Last week I wrote a post about some new research that suggests that global warming could trigger large-scale extinctions in the next few decades. In particular, I dissected some of the objections that were leveled at the study, pointing out how irrelevant they are to the actual science at hand. Some people who posted comments raised a question that I didn’t talk much about: how did biodiversity respond to rapid climate change in the not-so-distant past?
After all, in the past 2.5 million years (known as the Quaternary Period) Earth’s climate has become particularly jumpy. It has swung in and out of ice ages that have lasted tens of thousands of years. This warm-cold cycle has been punctuated by sudden jolts, such as a 1200-year long period called the Younger Dryas that occurred some 12,700 years ago. The climate had almost completely recovered from the last ice age, when average temperatures dropped 10 degrees or more and remained cold for more than 1,000 years. Then the Earth abruptly warmed again, in some places by as much as 15 degrees in a decade. If global warming shrinks the ranges of species until they go extinct, then shouldn’t massive die-offs have happened 11,500 years ago?
By coincidence, I also happen to come across a paper to be published in the Philosophical Transactions of the Royal Society by G. R. Coope, a paleontologist at the University of London. For over 30 years he has been studying the shells of beetles that have been preserved for thousands, even millions of years. (The glittering items in the picture come from long dead beetles.) Through Quaternary, beetle species have moved far–from Britain to Tibet, for example. But Coope finds little evidence of beetles going extinct in great numbers. "They indicate that insect species show a remarkable degree of stability throughout the Ice Age climatic oscillations." Shouldn’t Coope have seen repeated rounds of massive extinctions instead?

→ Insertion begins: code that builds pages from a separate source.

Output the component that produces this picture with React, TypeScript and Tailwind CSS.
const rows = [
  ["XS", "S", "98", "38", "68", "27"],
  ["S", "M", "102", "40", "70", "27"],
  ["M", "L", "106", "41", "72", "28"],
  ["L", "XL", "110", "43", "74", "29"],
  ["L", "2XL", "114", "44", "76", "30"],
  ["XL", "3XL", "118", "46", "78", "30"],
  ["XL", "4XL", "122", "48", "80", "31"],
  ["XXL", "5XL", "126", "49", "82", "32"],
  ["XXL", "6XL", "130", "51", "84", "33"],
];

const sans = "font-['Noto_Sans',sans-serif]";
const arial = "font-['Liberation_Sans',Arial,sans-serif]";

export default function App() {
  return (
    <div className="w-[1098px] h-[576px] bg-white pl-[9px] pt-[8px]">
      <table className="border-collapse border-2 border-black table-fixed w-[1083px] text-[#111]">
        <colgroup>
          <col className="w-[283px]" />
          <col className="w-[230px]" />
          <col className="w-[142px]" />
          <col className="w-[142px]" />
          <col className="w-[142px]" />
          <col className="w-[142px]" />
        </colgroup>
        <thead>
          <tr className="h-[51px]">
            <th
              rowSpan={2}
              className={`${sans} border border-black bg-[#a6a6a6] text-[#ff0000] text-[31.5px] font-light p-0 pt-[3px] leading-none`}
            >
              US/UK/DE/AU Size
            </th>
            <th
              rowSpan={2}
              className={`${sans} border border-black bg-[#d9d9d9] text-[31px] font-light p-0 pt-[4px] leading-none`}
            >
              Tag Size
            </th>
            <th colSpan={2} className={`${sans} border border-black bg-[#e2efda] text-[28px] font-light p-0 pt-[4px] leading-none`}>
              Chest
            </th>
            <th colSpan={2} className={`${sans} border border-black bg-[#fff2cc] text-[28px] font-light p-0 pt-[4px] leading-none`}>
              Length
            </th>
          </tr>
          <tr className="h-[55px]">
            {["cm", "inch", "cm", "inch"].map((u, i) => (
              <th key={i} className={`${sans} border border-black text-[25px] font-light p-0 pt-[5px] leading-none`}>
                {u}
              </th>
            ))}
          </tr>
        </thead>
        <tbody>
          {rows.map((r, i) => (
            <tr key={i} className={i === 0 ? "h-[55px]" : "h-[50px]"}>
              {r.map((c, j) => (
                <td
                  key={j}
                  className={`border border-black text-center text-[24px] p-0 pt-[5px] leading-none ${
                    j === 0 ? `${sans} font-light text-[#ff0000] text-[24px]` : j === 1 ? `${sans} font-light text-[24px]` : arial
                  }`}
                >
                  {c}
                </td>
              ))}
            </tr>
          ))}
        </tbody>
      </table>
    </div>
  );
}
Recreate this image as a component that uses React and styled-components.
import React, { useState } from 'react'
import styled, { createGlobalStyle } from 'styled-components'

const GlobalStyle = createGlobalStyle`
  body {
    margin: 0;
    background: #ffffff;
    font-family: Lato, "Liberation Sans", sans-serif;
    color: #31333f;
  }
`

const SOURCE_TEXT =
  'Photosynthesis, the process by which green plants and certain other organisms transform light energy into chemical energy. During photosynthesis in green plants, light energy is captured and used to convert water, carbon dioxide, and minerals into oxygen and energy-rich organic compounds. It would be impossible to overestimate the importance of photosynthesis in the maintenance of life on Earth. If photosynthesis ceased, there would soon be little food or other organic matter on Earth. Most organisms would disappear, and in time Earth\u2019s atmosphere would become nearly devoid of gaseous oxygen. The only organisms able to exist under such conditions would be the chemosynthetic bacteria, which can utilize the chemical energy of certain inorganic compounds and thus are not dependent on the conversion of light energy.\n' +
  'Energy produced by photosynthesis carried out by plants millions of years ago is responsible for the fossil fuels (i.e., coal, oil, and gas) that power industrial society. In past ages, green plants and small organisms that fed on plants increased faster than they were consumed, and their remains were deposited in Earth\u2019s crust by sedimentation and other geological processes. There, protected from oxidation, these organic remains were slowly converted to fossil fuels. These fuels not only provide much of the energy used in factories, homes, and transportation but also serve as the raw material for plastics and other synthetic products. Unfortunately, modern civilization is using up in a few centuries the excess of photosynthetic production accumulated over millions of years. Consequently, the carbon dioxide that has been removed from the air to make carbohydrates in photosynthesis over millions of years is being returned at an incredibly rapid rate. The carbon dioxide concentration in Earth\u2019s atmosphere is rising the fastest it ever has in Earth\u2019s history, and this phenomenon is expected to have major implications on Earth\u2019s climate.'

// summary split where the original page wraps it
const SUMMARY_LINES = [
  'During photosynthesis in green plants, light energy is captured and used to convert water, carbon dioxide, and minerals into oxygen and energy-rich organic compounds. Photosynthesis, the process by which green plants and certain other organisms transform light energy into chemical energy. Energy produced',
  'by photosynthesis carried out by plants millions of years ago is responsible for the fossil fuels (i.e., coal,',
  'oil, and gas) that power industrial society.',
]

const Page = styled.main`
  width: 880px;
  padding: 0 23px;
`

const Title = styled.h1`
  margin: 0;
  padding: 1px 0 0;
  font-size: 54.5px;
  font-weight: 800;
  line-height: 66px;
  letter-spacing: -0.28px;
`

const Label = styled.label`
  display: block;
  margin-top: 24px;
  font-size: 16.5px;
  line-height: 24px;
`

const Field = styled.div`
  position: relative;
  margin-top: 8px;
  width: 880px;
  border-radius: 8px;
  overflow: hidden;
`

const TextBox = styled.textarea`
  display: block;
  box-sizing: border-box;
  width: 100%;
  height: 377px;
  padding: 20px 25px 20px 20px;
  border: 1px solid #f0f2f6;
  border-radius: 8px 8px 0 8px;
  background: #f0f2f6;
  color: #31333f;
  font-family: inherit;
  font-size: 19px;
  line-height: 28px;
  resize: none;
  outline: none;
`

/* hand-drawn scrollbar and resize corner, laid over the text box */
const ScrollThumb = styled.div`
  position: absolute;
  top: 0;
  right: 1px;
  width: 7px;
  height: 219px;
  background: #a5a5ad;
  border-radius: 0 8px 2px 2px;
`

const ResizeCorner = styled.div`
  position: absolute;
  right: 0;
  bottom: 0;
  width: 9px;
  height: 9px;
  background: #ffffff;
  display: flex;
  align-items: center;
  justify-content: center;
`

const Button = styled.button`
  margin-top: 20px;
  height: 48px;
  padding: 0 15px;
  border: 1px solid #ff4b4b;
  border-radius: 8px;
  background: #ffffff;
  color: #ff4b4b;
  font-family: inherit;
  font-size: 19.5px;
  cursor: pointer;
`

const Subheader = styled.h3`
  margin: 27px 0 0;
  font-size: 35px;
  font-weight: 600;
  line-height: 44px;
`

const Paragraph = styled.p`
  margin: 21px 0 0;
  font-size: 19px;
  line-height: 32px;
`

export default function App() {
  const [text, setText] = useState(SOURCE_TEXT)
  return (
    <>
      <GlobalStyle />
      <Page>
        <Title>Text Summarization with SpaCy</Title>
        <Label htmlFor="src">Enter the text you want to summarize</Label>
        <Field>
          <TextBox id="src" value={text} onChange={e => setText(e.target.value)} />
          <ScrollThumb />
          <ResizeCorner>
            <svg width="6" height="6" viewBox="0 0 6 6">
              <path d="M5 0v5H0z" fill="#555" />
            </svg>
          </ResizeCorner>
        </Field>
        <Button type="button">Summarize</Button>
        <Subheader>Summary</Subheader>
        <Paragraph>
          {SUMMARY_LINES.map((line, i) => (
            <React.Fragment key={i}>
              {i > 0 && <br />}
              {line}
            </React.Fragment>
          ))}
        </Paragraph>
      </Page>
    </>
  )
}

I decided to put these questions to a co-author of the paper that caused all the controversy in the first place, Oliver Phillips of Leeds University. "There are several quite complicated issues here," Phillips replied in an email. "Extinctions caused by climate change will be related to a number of factors." The rate at which it happens matters, as does the starting and end points of the shift. Not only that, but what you could call the "evolutionary experience" of a species matters too–which creates, in Phillips’s words, "the genetic capacity of the species to adapt, migrate, or simply persist." This complexity means that you can’t simply say a rise of 5 degrees will drive some fixed number of species extinct. Consider how a sudden rise of five degrees during a heat wave can kill thousands. A slower rise of 5 degrees on a winter day probably won’t kill anyone at all.
"If we compare scenarios for the coming century(ies) with Quaternary history, there are both parallels and differences," says Philips. "For each factor, will the future match the past?” In two important cases, the answer seems to be no: where we’re starting from and where we’re going. This round of global warming is not beginning in the depths of an Ice Age (or even of a Younger Dryas cold snap). Instead, we may be making a warm world warmer. In fact, if the projections turn out right, we are actually pushing the planet out of the range of temperatures experienced during the Quaternary ice age cycles within 100 years. The planet has been gradually cooling for over 50 million years, and the past 2.5 million years of ice age swings have just been ripples on this falling wave. In centuries to come, the planet may warm to a level not seen in dozens of millions years. When the world warmed at the end of ice ages, giant glaciers retreated from across the temperate zones, revealing new habitats, while isolated tropical species were able to spread out as the tropics became lush and moist. Not exactly comparable to what’s going on now.
The ice age cycles have been going on for so long now that many researchers–Coope included–suspect that a number of plants and animals (humans included) have evolved adaptations to these fluctuations. Beetles, for example, could tolerate the advance of a new ice age or a sudden warming by shifting their range. But they may have been adapted to making these adjustments only within the so-called climate envelope that has dominated the Quaternary. They now have a versatility that works only at cooler temperatures than they are starting to experience. "This logic lies behind the climate-envelope approach we used," Phillips explains. It may be significant that the one time that the fossil record of beetles shows them taking a hit is right at the start of the Quaternary Period, when the planet cooled abruptly and snapped into its cycle of ice ages. "So, the lesson from the fossil record is that when we have a major shift well beyond geologically-recent boundaries we have a major extinction," says Phillips.
What may make the coming climate change even more brutal on biodiversity is the fact that it is happening in a world very much unlike the world 11,500 years ago, or at any other point in Earth’s history. We humans are reworking the planet in all sorts of ways. Phillips says this is "probably the ‘killer’ factor here, and one which we didn’t even include in the paper." Forests can’t follow their climate to a new place if that new place is given over to farming. Biological invasions are disrupting ecological communities, making them less able to handle a stress like cliimate change. And the flux of compounds other than carbon dioxide (nitrogen, for example), is altering the biosphere in unpredented ways. All in all, we’re entering a new geological period. Say farewell to the Quaternary, and say hello to the Anthropocene–a time when nothing in nature is untouched by human influence.